TASK PROMPT — Copy each line that holds "React".

(Front-end source files)
_ _ _

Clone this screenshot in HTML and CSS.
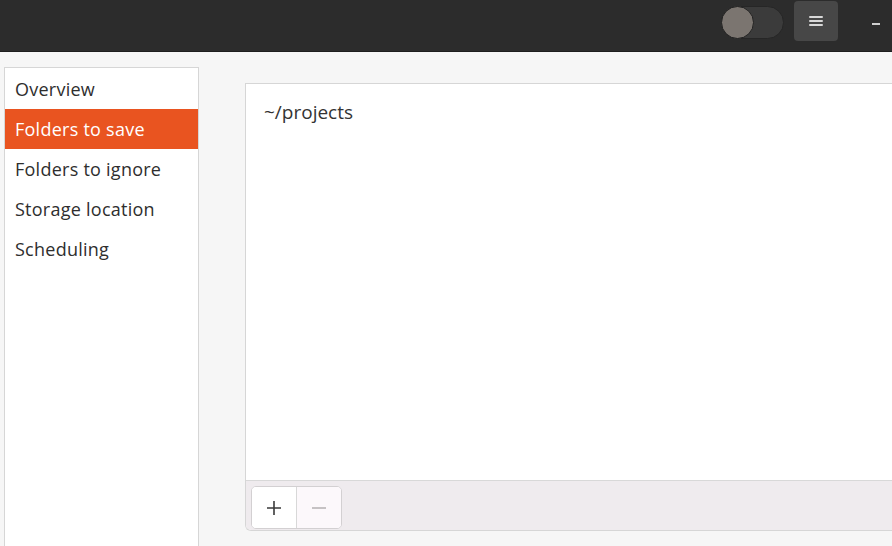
FILE: index.html
```html
<!DOCTYPE html>
<html>
<head>
<meta charset="utf-8">
<link rel="stylesheet" href="styles.css">
</head>
<body>
<div class="app">
  <header class="headerbar">
    <div class="switch"><span class="knob"></span></div>
    <button class="menu-btn" aria-label="Menu">
      <svg width="14" height="12" viewBox="0 0 14 12"><path d="M1 2h12M1 6h12M1 10h12" stroke="#d8d8d8" stroke-width="2" stroke-linecap="round"/></svg>
    </button>
    <div class="min-btn"><span></span></div>
  </header>
  <div class="content">
    <nav class="sidebar">
      <div class="item">Overview</div>
      <div class="item selected">Folders to save</div>
      <div class="item">Folders to ignore</div>
      <div class="item">Storage location</div>
      <div class="item">Scheduling</div>
    </nav>
    <section class="panel">
      <div class="list">
        <div class="row">~/projects</div>
      </div>
      <div class="toolbar">
        <div class="btn-group">
          <button class="tb-btn add">
            <svg width="16" height="16" viewBox="0 0 16 16"><path d="M8 1v14M1 8h14" stroke="#3a3a3a" stroke-width="1.6"/></svg>
          </button>
          <button class="tb-btn remove">
            <svg width="16" height="16" viewBox="0 0 16 16"><path d="M1 8h14" stroke="#b4b0b2" stroke-width="1.6"/></svg>
          </button>
        </div>
      </div>
    </section>
  </div>
</div>
</body>
</html>
```

FILE: styles.css
```css
* { box-sizing: border-box; }
html, body {
  margin: 0;
  padding: 0;
  width: 892px;
  height: 546px;
  overflow: hidden;
  background: #f6f6f6;
  font-family: "Open Sans", "Noto Sans", sans-serif;
  color: #2e2e2e;
}
.app {
  display: flex;
  flex-direction: column;
  height: 546px;
}
.headerbar {
  height: 52px;
  flex: none;
  background: #2c2c2c;
  border-bottom: 1px solid #1e1e1e;
  display: flex;
  align-items: flex-start;
  justify-content: flex-end;
  padding-top: 2px;
}
.switch {
  width: 63px;
  height: 33px;
  margin-top: 4px;
  border-radius: 17px;
  background: #3b3b3b;
  border: 1px solid #262626;
  display: flex;
  align-items: center;
}
.knob {
  width: 33px;
  height: 33px;
  margin-left: -1px;
  border-radius: 50%;
  background: #7b7570;
  border: 1px solid #222;
}
.menu-btn {
  width: 44px;
  height: 40px;
  margin-left: 10px;
  margin-top: -1px;
  border: none;
  border-radius: 4px;
  background: #474747;
  display: flex;
  align-items: center;
  justify-content: center;
  padding: 0;
}
.min-btn {
  width: 54px;
  height: 44px;
  display: flex;
  align-items: center;
  justify-content: flex-end;
  padding-right: 12px;
}
.min-btn span {
  display: block;
  width: 8px;
  height: 2px;
  background: #cfcfcf;
}
.content {
  flex: 1;
  display: flex;
  align-items: flex-start;
  padding: 15px 0 0 4px;
  min-height: 0;
}
.sidebar {
  width: 195px;
  height: 500px;
  flex: none;
  background: #fff;
  border: 1px solid #d6d6d6;
  padding-top: 1px;
}
.item {
  height: 40px;
  line-height: 40px;
  padding-left: 10px;
  font-size: 18px;
  font-weight: 500;
  letter-spacing: 0.25px;
  color: #2e2e2e;
}
.item.selected {
  background: #e95420;
  color: #fff;
}
.panel {
  margin-left: 46px;
  margin-top: 16px;
  flex: 1;
  height: 448px;
  background: #fff;
  border: 1px solid #d6d6d6;
  border-right: none;
  border-radius: 0 0 0 6px;
  display: flex;
  flex-direction: column;
  overflow: hidden;
}
.list {
  flex: 1;
}
.row {
  padding: 15px 0 0 18px;
  font-size: 19px;
  font-weight: 500;
  line-height: 26px;
  color: #333;
}
.toolbar {
  height: 50px;
  flex: none;
  background: #efebee;
  border-top: 1px solid #d8d8d8;
  padding: 5px 0 0 5px;
}
.btn-group {
  display: flex;
  width: 91px;
  height: 43px;
  border: 1px solid #d3d0d2;
  border-radius: 5px;
  overflow: hidden;
  background: #fff;
}
.tb-btn {
  flex: 1;
  border: none;
  padding: 0;
  display: flex;
  align-items: center;
  justify-content: center;
  background: #fff;
}
.tb-btn.add {
  border-right: 1px solid #d8d8d8;
}
.tb-btn.remove {
  background: #fcf8fb;
}
```
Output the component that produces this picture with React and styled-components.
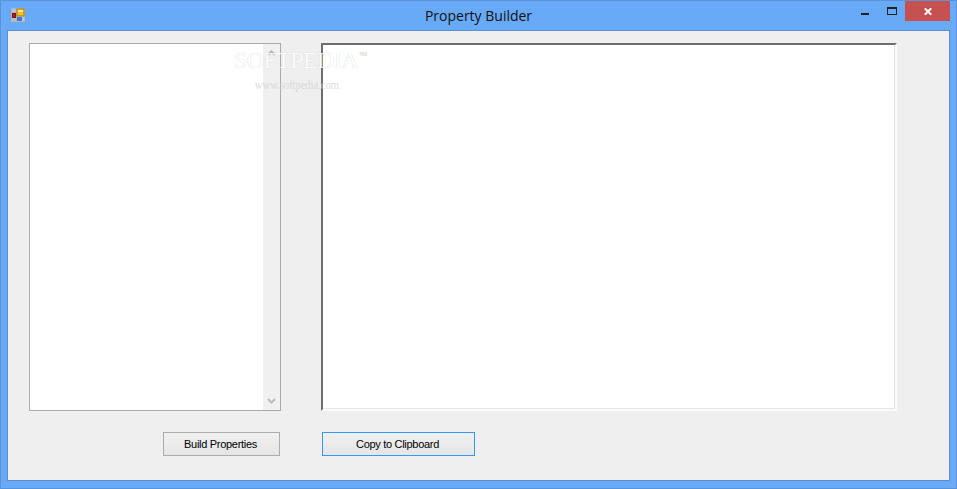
import React from "react";
import styled, { createGlobalStyle } from "styled-components";

const Global = createGlobalStyle`
  html, body { margin: 0; padding: 0; width: 957px; height: 489px; overflow: hidden; background: #69aaf8; }
  #root { width: 957px; height: 489px; }
  * { box-sizing: border-box; }
`;
const Win = styled.div`
  width: 957px; height: 489px; display: flex; flex-direction: column;
  background: #69aaf8; border: 1px solid #5b93d9;
  padding: 0 6px 7px 6px; position: relative;
`;
const TitleBar = styled.div`
  height: 29px; flex: none; display: flex; align-items: flex-start; position: relative; margin: 0 -6px;
`;
const AppIcon = styled.svg`
  width: 14px; height: 14px; margin: 7px 0 0 10px; flex: none;
`;
const Title = styled.div`
  position: absolute; left: 0; right: 0; top: 5px; text-align: center;
  font: 14px/20px "Open Sans", "Noto Sans", sans-serif; color: #111;
`;
const Controls = styled.div`
  margin-left: auto; display: flex; align-items: flex-start; margin-right: 6px;
`;
const Ctl = styled.div`
  width: 27px; height: 20px; display: flex; align-items: center; justify-content: center;
`;
const CloseBtn = styled.div`
  width: 45px; height: 20px; background: #c75050; display: flex; align-items: center; justify-content: center;
`;
const Client = styled.div`
  flex: 1; background: #efefef; border: 1px solid #5a8fd0; border-right-color: #5e8cc4; border-bottom-color: #5e8cc4;
  padding: 12px 52px 0 21px; display: flex; flex-direction: column; position: relative;
`;
const Panes = styled.div`
  display: flex; gap: 40px; height: 368px; flex: none;
`;
const ListBox = styled.div`
  width: 252px; height: 368px; background: #fff; border: 1px solid #ababab; display: flex; justify-content: flex-end;
`;
const Scroll = styled.div`
  width: 17px; background: #f0f0f0; display: flex; flex-direction: column; justify-content: space-between; align-items: center; padding: 6px 0;
`;
const TextArea = styled.div`
  width: 576px; height: 368px; background: #fff;
  border-style: solid; border-width: 2px; border-color: #6d6d6d #fafafa #fafafa #6d6d6d;
  box-shadow: inset -1px -1px 0 #e6e6e6;
`;
const Buttons = styled.div`
  display: flex; margin-top: 21px; padding-left: 134px; gap: 42px;
`;
const Btn = styled.div`
  width: ${p => p.$w}px; height: 24px; padding-right: 2px;
  display: flex; align-items: center; justify-content: center;
  background: linear-gradient(#f0f0f0, #e5e5e5);
  border: 1px solid ${p => (p.$focus ? "#3399ff" : "#acacac")};
  font: 11px "Liberation Sans", Arial, sans-serif; letter-spacing: -0.3px; color: #000;
`;
const Mark = styled.div`
  position: absolute; left: 226px; top: 15px; color: #fff; pointer-events: none;
  font-family: "Liberation Serif", serif; opacity: .8;
`;
const MarkName = styled.div`
  font-size: 24px; line-height: 28px; letter-spacing: -0.6px; white-space: nowrap; text-shadow: 0 0 1px #c0c0c0;
`;
const MarkUrl = styled.div`
  font-size: 12.5px; line-height: 14px; margin: 4px 0 0 21px; color: #d4d4d4; white-space: nowrap; transform: scaleX(.84); transform-origin: left;
`;
const Tm = styled.sup`
  font: 6px "Liberation Sans", sans-serif; vertical-align: 12px; margin-left: 1px; color: #ddd;
`;

export default function App() {
  return (
    <Win>
      <Global />
      <TitleBar>
        <AppIcon viewBox="0 0 14 14">
          <rect x="0.5" y="0.5" width="13" height="13" fill="#a9c8f0" stroke="#b5b5a8" />
          <path d="M0 4.5 H5 M5.5 0 V14 M0 11.5 H5" stroke="#b5b5a8" />
          <rect x="6" y="1" width="7" height="7" fill="#f3c21f" stroke="#a87f14" />
          <rect x="7" y="2" width="5" height="2" fill="#ffe98a" />
          <rect x="1.5" y="5.5" width="3" height="4" fill="#c4161c" stroke="#7e1212" />
          <rect x="6" y="9" width="5" height="4" fill="#3f78d8" />
        </AppIcon>
        <Title>Property Builder</Title>
        <Controls>
          <Ctl>
            <svg width="8" height="8" viewBox="0 0 8 8" style={{ marginTop: 2 }}><rect y="5" width="8" height="2" fill="#222" /></svg>
          </Ctl>
          <Ctl>
            <svg width="10" height="8" viewBox="0 0 10 8"><rect x=".5" y=".5" width="9" height="7" fill="none" stroke="#222" /><rect y="0" width="10" height="2" fill="#222" /></svg>
          </Ctl>
          <CloseBtn>
            <svg width="8" height="7" viewBox="0 0 8 7"><path d="M.8 0.3 L7.2 6.7 M7.2 0.3 L.8 6.7" stroke="#fff" strokeWidth="2" /></svg>
          </CloseBtn>
        </Controls>
      </TitleBar>
      <Client>
        <Panes>
          <ListBox>
            <Scroll>
              <svg width="9" height="7" viewBox="0 0 9 7"><path d="M1 5 L4.5 1.5 L8 5" fill="none" stroke="#b4b4b4" strokeWidth="2" /></svg>
              <svg width="9" height="7" viewBox="0 0 9 7"><path d="M1 2 L4.5 5.5 L8 2" fill="none" stroke="#bcbcbc" strokeWidth="2" /></svg>
            </Scroll>
          </ListBox>
          <TextArea />
        </Panes>
        <Buttons>
          <Btn $w={117}>Build Properties</Btn>
          <Btn $w={153} $focus>Copy to Clipboard</Btn>
        </Buttons>
        <Mark>
          <MarkName>SOFTPEDIA<Tm>TM</Tm></MarkName>
          <MarkUrl>www.softpedia.com</MarkUrl>
        </Mark>
      </Client>
    </Win>
  );
}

_ _ _

THE ANSWER —
Output the component that produces this picture with React and styled-components.
import React from "react";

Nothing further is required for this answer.